Data configuration¶
missing_values
¶
missing_values (List)
Default value ['', '?', 'None', 'nan', 'NA', 'N/A', 'unknown', 'inf', '-inf', '1.7976931348623157e+308', '-1.7976931348623157e+308']
The list of values that should be interpreted as missing values during data import. This applies to both numeric and string columns. Note that the dataset must be reloaded after applying changes to this config via the expert settings.
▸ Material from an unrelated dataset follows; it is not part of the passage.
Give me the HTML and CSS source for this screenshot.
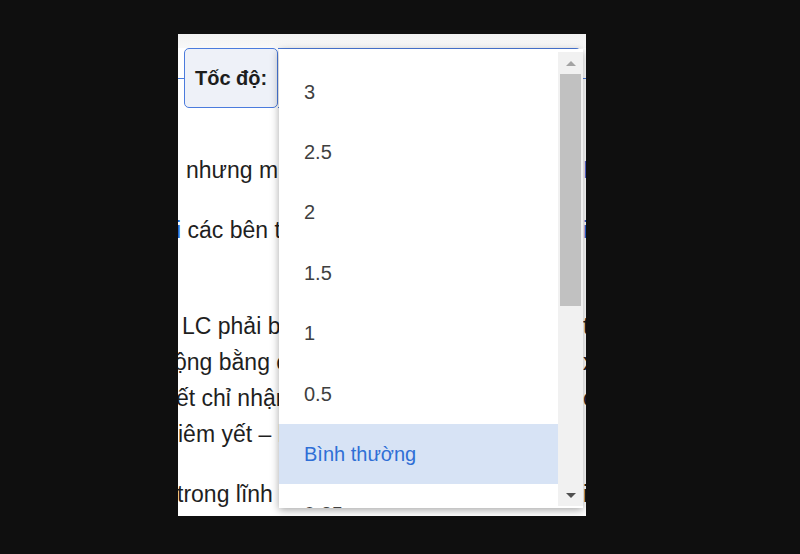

Also note that ‘nan’ is always interpreted as a missing value for numeric columns.
max_rows_col_stats
¶
max_rows_col_stats (Number)
Default value 1000000
Largest number of rows to use for column stats, otherwise sample randomly
max_cols_gui_headtail
¶
max_cols_gui_headtail (Number)
Default value 1000
Maximum number of columns in each head and tail to show in GUI, useful when head or tail has all necessary columns, but too many for UI or web server to handle. -1 means no limit. A reasonable value is 500, after which web server or browser can become overloaded and use too much memory. Some values of column counts in UI may not show up correctly, and some dataset details functions may not work. To select (from GUI or client) any columns as being target, weight column, fold column, time column, time column groups, or dropped columns, the dataset should have those columns within the selected head or tail set of columns.